Veggie wise, this Thai- Burmese Khao Soi is loaded with mushrooms and broccoli and made hearty with tofu. Other veggies that will do great here are carrots, zucchini, baby corn or bok choy. Maybe snow peas if you get them where you live. And then why not add a crunch with some water chestnuts?
The recipe here is my version, and authentic or not, it turned out to be super delish. I was in slurpy heaven minus the Slurpee ;). This was a hot kind of slurpy, of course.
Here goes the recipe. Make lots, and keep the noodles separate!
2 packs Golden Dragon Egg noodles
Or 1 pack rice noodles
1 can coconut cream
½ cup peanuts
½ cup chopped garlic
2 slivered onions
½ cup chopped cilantro
3 liters water
Oil for deep frying
1 tsp cayenne pepper
1 tsp soy sauce
1-2 tsp sugar
4 Tbsp vinegar
1 cup chopped mushrooms
2 cups broccoli florets
1 cup chopped firm tofu
For the curry paste
1 small onion
10 cloves garlic
1 inch ginger
1 inch galangal
Lemon grass stalk or paste
4-5 green coriander stocks
2 Tbsp mild curry powder
- Grind all the ingredients of the curry paste to make a thick paste. Keep aside.
- Heat oil in a wok and deep fry the onions, garlic and peanuts, only a few at a time until crispy. Drain on paper towels and set aside.
- Boil noodles per packet directions, drain and wash with cold water. Use rice noodles, linguini, angel hair or even Maggi noodles if you don’t have egg noodles. Just take care not to overcook them.
- Transfer about 1-2 Tbsp of remaining oil to a large stock pot. Add the curry paste and fry well. Add some water and stir until oil leaves the sides. This is necessary to get rid of the raw taste of the curry paste.

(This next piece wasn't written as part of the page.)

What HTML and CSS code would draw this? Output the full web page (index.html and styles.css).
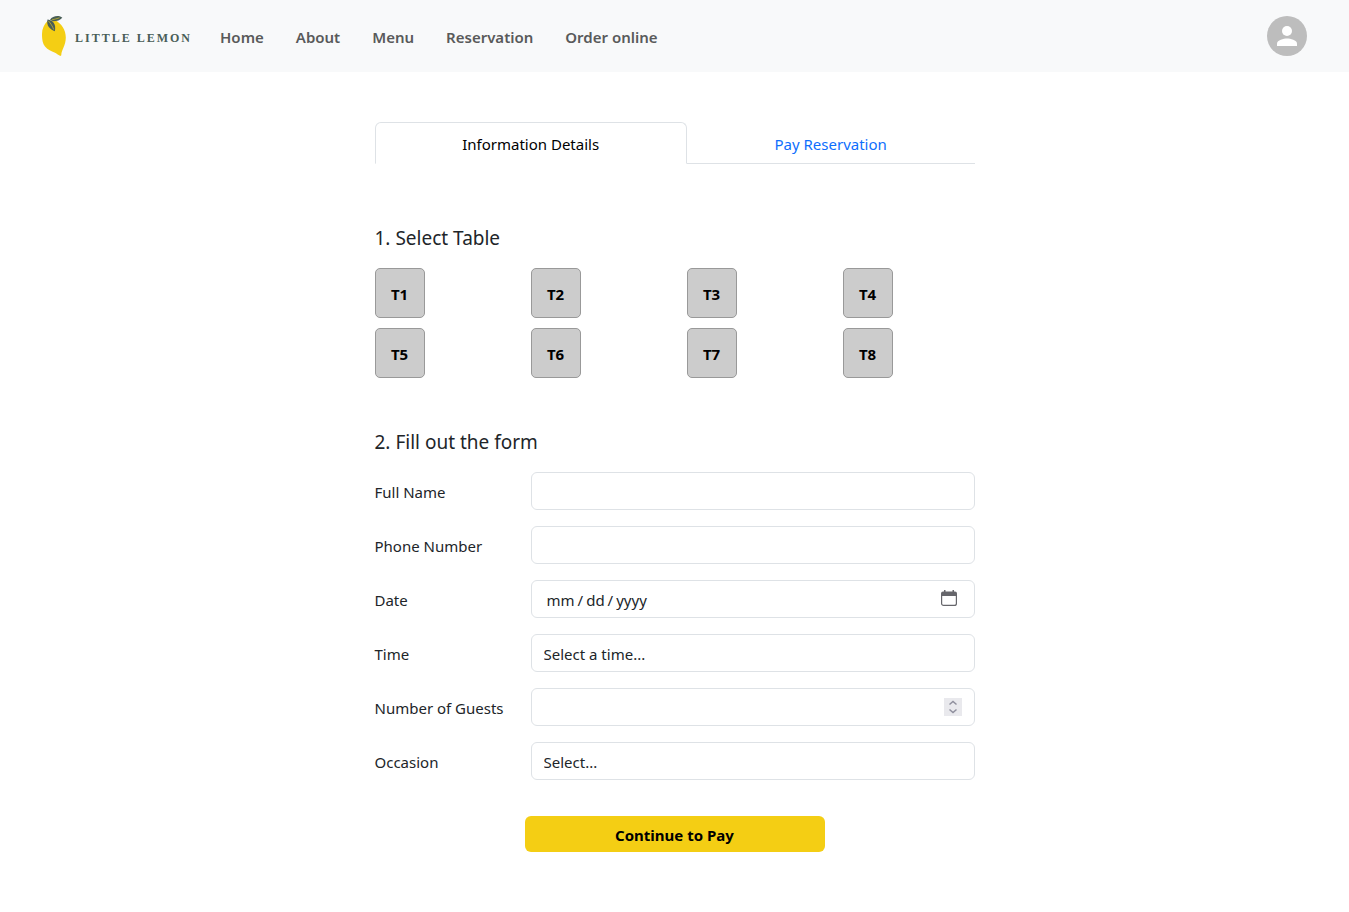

- Add chopped tofu and mix well.
- Add about 2-3 liters of water and bring to a boil.
- Add salt, sugar, cayenne, vinegar, soy sauce and let the mixture boil.
- Add the coconut cream to the stock and bring it to a boil.
- Add vegetables just before serving so that they remain tender crisp at the time of eating.
- Once vegetables appear blanched, switch off heat. They will continue to cook in the residual heat.
- Place some noodles in a bowl. Ladle broth to cover the noodles – as much or as little as you want.
- Add fried garlic, onions, peanut, cilantro etc. – any toppings you want.
- Mix everything in the bowl and dig in.
The coconut cream makes this heavy and rich even if you are making almost a gallon. A large bowl of this is enough to fill you up. But I won’t say a thing if you go for seconds!
As you may have noticed, this recipe is entirely vegan and vegetarian with No fish sauce or shrimp powder or shrimp paste. Some people use ‘vegan fish sauce’ but I have not developed a liking for it. And that is good because this is one ingredient that is definitely not available in Pune.
Other tips –
1. Keep noodles al dente and shock in cold water to avoid residual heat
2. Use peanut oil or a light oil like canola or vegetable. Olive oil is a no-no here
3. Use fresh lemon grass – if not the bottom part, just put in 2-3 strands of the whole thing tied up in a bouquet ( yes, good old ‘gavti chaha’)
4. Keep blanched veggies separate if you are planning to make several meals out of this
5. I used coconut cream and the soup was rich even with adding lots of water. You can use light coconut milk and adjust the water to get desired thickness
Alright then..I hope you try this Khao Soi recipe and tell me if you liked it. It’s very easy to make and there is no right or wrong way here, just ‘your’ way.